Task brief
Every line containing the word "index" needs to be found and copied.

Data listing
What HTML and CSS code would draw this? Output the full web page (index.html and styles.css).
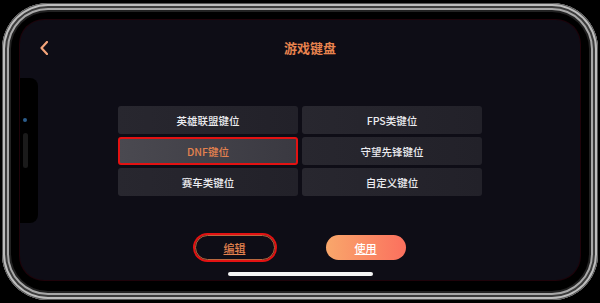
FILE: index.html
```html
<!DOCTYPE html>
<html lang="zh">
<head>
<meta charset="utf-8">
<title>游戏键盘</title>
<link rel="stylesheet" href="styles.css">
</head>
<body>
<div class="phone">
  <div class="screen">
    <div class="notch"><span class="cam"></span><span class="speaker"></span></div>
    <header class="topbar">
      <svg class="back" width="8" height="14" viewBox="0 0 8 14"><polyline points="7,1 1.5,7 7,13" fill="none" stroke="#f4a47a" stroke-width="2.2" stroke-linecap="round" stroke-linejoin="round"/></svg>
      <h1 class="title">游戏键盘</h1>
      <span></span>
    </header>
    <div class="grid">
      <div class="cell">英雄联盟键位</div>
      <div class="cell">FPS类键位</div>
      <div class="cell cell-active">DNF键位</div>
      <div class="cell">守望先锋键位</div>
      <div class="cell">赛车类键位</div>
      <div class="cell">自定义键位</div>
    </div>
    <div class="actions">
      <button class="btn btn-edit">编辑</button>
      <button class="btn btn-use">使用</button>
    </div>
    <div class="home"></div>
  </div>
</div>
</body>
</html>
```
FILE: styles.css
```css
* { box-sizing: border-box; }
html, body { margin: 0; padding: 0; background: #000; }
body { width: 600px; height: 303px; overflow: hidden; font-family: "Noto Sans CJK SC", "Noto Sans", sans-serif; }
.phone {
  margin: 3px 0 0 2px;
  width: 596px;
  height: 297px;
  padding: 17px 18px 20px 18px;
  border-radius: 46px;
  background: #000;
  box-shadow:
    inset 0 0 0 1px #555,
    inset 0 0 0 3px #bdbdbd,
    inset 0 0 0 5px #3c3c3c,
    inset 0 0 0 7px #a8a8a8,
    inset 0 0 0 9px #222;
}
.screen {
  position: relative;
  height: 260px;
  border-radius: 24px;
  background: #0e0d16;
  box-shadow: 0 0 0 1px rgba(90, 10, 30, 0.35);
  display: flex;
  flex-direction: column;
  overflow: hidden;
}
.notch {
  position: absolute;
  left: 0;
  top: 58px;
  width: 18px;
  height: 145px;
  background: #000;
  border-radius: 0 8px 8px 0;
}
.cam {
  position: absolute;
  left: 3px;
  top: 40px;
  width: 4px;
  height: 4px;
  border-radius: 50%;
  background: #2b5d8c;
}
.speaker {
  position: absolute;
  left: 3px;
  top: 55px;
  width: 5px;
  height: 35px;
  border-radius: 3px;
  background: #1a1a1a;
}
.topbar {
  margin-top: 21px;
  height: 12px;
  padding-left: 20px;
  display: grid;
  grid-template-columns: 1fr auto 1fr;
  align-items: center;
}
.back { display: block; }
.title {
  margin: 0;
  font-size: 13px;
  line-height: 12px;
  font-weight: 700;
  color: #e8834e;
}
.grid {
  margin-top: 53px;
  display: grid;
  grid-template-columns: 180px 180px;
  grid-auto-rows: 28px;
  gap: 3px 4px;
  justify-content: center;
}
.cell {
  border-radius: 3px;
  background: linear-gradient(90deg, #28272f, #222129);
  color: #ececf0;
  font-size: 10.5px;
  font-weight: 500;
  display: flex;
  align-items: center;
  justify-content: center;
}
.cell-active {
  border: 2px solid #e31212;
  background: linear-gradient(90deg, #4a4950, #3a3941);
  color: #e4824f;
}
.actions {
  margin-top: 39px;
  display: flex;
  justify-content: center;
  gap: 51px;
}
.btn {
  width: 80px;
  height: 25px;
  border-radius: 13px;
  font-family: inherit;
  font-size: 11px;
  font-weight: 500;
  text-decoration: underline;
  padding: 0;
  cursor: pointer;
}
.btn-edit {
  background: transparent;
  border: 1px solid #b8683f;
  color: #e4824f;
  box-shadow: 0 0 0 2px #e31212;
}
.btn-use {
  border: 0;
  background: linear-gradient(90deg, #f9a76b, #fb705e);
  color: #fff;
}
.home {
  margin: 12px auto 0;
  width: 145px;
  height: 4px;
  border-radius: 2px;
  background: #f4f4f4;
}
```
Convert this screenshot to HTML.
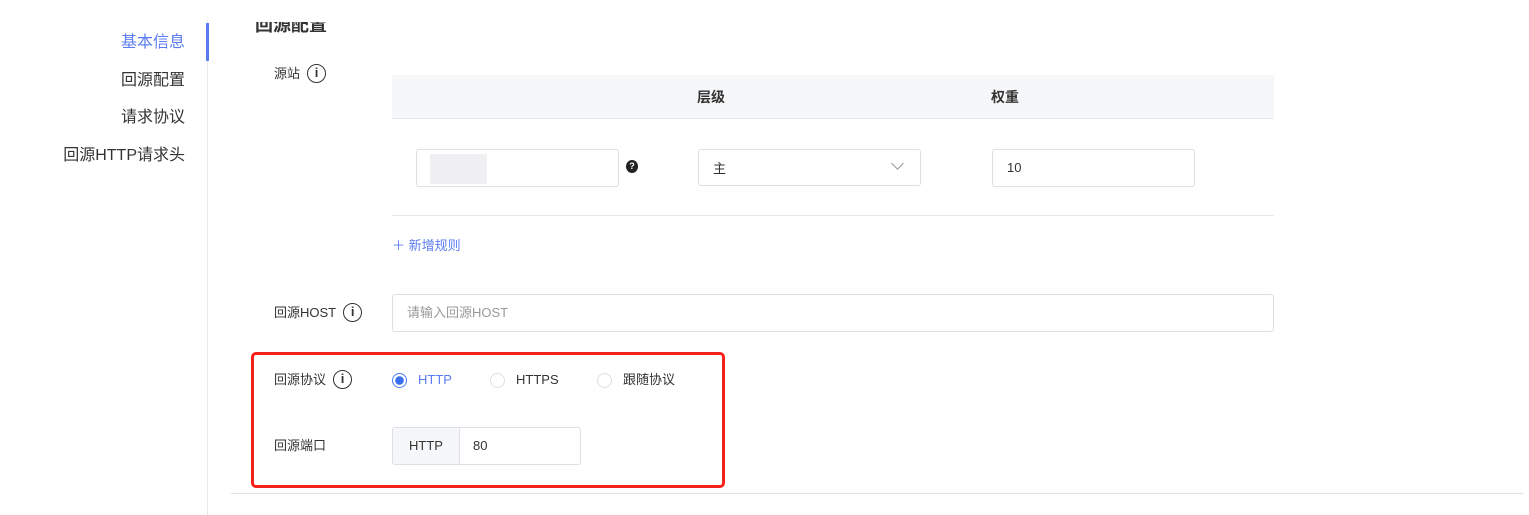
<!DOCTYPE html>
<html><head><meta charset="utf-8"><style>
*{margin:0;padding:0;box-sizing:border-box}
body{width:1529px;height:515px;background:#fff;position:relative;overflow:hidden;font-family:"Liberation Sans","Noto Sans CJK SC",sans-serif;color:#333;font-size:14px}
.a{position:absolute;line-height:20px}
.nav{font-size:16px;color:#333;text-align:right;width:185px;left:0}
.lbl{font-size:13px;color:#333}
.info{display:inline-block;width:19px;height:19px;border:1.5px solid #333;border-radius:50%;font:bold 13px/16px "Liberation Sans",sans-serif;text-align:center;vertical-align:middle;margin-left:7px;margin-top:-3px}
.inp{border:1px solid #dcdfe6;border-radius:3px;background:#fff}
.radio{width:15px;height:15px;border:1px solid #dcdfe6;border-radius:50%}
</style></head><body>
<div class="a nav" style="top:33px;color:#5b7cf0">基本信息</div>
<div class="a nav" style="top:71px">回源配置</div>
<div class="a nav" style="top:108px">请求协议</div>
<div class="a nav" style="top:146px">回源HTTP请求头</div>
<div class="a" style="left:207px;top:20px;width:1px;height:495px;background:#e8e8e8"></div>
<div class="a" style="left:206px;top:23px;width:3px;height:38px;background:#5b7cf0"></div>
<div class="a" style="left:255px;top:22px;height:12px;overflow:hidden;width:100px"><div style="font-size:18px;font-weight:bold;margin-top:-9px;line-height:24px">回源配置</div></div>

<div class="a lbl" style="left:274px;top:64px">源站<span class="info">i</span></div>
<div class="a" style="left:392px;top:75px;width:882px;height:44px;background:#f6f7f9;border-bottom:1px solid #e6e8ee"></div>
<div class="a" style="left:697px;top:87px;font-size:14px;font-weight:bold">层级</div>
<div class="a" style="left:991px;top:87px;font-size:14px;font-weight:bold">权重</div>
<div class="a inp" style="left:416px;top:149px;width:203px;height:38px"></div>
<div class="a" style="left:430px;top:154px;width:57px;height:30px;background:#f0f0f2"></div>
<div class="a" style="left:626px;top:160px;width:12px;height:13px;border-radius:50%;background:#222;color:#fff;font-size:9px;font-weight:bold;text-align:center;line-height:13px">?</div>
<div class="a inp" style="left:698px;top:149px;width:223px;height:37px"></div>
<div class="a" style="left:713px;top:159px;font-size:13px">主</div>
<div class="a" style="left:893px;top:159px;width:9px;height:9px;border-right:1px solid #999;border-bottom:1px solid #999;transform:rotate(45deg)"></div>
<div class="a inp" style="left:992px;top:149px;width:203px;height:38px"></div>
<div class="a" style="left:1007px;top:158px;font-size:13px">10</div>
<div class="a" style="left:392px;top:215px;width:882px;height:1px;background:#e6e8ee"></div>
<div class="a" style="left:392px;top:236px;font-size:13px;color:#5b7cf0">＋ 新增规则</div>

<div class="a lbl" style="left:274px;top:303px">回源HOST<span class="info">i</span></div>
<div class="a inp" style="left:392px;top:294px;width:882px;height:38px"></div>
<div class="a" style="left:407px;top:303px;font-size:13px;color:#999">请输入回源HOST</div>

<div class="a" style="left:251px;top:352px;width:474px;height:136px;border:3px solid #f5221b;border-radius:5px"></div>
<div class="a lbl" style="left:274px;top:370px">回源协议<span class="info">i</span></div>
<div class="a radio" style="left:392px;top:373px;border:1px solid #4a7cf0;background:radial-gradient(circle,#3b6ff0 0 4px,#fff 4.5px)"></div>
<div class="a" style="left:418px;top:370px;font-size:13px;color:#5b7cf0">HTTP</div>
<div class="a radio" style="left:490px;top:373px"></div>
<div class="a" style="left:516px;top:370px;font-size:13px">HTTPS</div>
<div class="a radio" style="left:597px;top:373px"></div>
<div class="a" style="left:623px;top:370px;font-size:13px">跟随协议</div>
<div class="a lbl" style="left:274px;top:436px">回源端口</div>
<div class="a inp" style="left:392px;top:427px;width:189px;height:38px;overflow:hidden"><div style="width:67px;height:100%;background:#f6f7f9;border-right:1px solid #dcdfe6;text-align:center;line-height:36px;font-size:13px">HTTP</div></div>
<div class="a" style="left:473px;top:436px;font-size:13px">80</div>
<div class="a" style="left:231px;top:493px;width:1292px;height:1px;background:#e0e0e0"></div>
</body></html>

Correct result
What HTML and CSS code would draw this? Output the full web page (index.html and styles.css).
FILE: index.html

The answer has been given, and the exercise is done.